Can Frozen Eggs Help Extend Fertility?

ByABC News via logo
March 21, 2004, 3:35 PM

March 22 -- For 30-something career women who are single, but want to have families, an entrepreneur hopes new technology could help them hit the snooze button on their biological clocks.

It's a near-constant debate in the press and among women themselves: career, children, or both, and the tough choices that occur as women get older. What makes these decisions even more difficult is that, even with the help of fertility specialists, women who are beyond a certain age often have no choices and no options when it comes to having a child.

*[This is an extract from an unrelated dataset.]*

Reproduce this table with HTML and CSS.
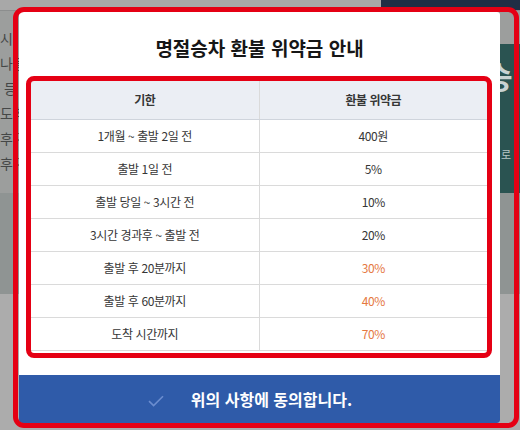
FILE: index.html
```html
<!DOCTYPE html>
<html lang="ko">
<head>
<meta charset="utf-8">
<title>명절승차 환불 위약금 안내</title>
<link rel="stylesheet" href="styles.css">
</head>
<body>
<div class="page">
  <div class="topbar"><div class="topbar-left"></div><div class="topbar-right"></div></div>
  <div class="main">
    <div class="content">
      <p>시) 출발 전까지</p>
      <p>나을 경우 환불</p>
      <p class="indent">등 승차권 반환</p>
      <p>도착 시간까지</p>
      <p>후 경과 시 위약금</p>
      <p>후 경과 시 환불</p>
    </div>
    <aside class="side">
      <div class="side-box"><span class="side-big">승</span><span class="side-small">로</span></div>
    </aside>
  </div>
  <div class="band"></div>
</div>

<div class="modal">
  <h2 class="modal-title">명절승차 환불 위약금 안내</h2>
  <table class="fee">
    <thead>
      <tr><th>기한</th><th>환불 위약금</th></tr>
    </thead>
    <tbody>
      <tr><td>1개월 ~ 출발 2일 전</td><td>400원</td></tr>
      <tr><td>출발 1일 전</td><td>5%</td></tr>
      <tr><td>출발 당일 ~ 3시간 전</td><td>10%</td></tr>
      <tr><td>3시간 경과후 ~ 출발 전</td><td>20%</td></tr>
      <tr><td>출발 후 20분까지</td><td class="hot">30%</td></tr>
      <tr><td>출발 후 60분까지</td><td class="hot">40%</td></tr>
      <tr><td>도착 시간까지</td><td class="hot">70%</td></tr>
    </tbody>
  </table>
  <button class="agree" type="button">
    <svg class="check" width="16" height="12" viewBox="0 0 16 12" aria-hidden="true"><path d="M1 6.2 L5.6 10.6 L15 1.2" fill="none" stroke="#6b8dcf" stroke-width="1.6"/></svg>
    <span>위의 사항에 동의합니다.</span>
  </button>
</div>

<div class="mark mark-modal"></div>
<div class="mark mark-table"></div>
</body>
</html>
```

FILE: styles.css
```css
* { box-sizing: border-box; }
html, body { margin: 0; padding: 0; }
body {
  width: 520px;
  height: 430px;
  overflow: hidden;
  position: relative;
  background: #acacac;
  font-family: "Noto Sans CJK KR", "Noto Sans", sans-serif;
}

/* dimmed page behind the modal */
.topbar { display: flex; height: 11px; border-bottom: 1px solid #8c8e8e; }
.topbar-left { flex: 1; background: #a8a8a8; }
.topbar-right { width: 139px; background: #1f2e45; }

.main { display: flex; height: 182px; background: #9c9e9d; }
.content { flex: 1; padding-top: 15px; }
.content p {
  margin: 0;
  font-size: 14px;
  line-height: 25px;
  color: #454747;
  white-space: nowrap;
}
.content .indent { padding-left: 4px; }

.side { width: 22px; padding-top: 33px; }
.side-box {
  height: 149px;
  background: #2a5351;
  display: flex;
  flex-direction: column;
  overflow: hidden;
}
.side-big {
  font-size: 30px;
  font-weight: 700;
  line-height: 30px;
  color: #c8d3d2;
  margin-top: 16px;
  margin-left: -13px;
}
.side-small {
  font-size: 11px;
  line-height: 12px;
  color: #b9c6c5;
  margin-top: 58px;
  margin-left: 3px;
}

.band { height: 101px; background: #8f9493; }

/* modal */
.modal {
  position: absolute;
  left: 19px;
  top: 12px;
  width: 481px;
  height: 411px;
  background: #fff;
  display: flex;
  flex-direction: column;
  border-radius: 3px;
  overflow: hidden;
}
.modal-title {
  margin: 24px 0 21px;
  line-height: 24px;
  text-align: center;
  font-size: 19px;
  font-weight: 700;
  letter-spacing: 0;
  color: #161616;
}

.fee {
  margin: 0 13px 0 12px;
  width: 456px;
  border-collapse: collapse;
  table-layout: fixed;
}
.fee th, .fee td {
  padding: 0;
  text-align: center;
  vertical-align: middle;
  border-bottom: 1px solid #dadada;
  color: #363636;
  white-space: nowrap;
}
.fee th + th, .fee td + td { border-left: 1px solid #dadada; }
.fee th {
  height: 38px;
  background: #ebeef4;
  border-bottom-color: #cfd4dc;
  font-size: 12px;
  font-weight: 700;
  letter-spacing: -0.5px;
}
.fee td {
  height: 33px;
  font-size: 12px;
  letter-spacing: -0.4px;
}
.fee td.hot { color: #e5783f; }

.agree {
  margin-top: auto;
  height: 48px;
  border: 0;
  padding: 0 19px 0 0;
  background: #2f5ba9;
  display: flex;
  align-items: center;
  justify-content: center;
  gap: 27px;
  font-family: inherit;
  font-size: 16px;
  font-weight: 700;
  letter-spacing: 0;
  color: #fff;
}
.check { display: block; margin-top: 4px; }

/* red annotation outlines */
.mark {
  position: absolute;
  border: 5px solid #e50014;
  pointer-events: none;
}
.mark-modal { left: 13px; top: 7px; width: 506px; height: 421px; border-radius: 11px; }
.mark-table { left: 26px; top: 76px; width: 466px; height: 282px; border-radius: 8px; }
```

After hearing fertility concerns of single 30-something friends, Christy Jones, then 32, decided to do something about it. Two years later the computer software executive has founded Extend Fertility, a potentially revolutionary business that would let women take control of their fertility by freezing their eggs. The procedure was not really viable until about five years ago, and until now, this practice was mainly limited to cancer patients. Jones wants to make this available to any woman.

"We became inundated with information about age and infertility and many women of my generation were very frustrated by that. For so long, we had been told you can do it all and then all of a sudden we're getting news that the biological clock actually has its limitations and it has to do with the eggs," Jones said on ABCNEWS' Good Morning America.

Jones' first two clinics open this May in California, partnering with existing fertility clinics near Los Angeles and Stanford, Calif. Jones, who is single, plans on being the first patient.

Still-Developing Technology

In a best-case scenario, freezing a woman's eggs would allow her to have children when she wants to, not when her chances of conceiving are best, which is at about age 27.

"This would let women be proactive to safeguard their fertility," Jones said. "This gives people the opportunity to have children later in life."

Many fertility experts believe this technology is still not ready for the marketplace. To date, fewer than 100 babies have been born in the U.S. from frozen eggs.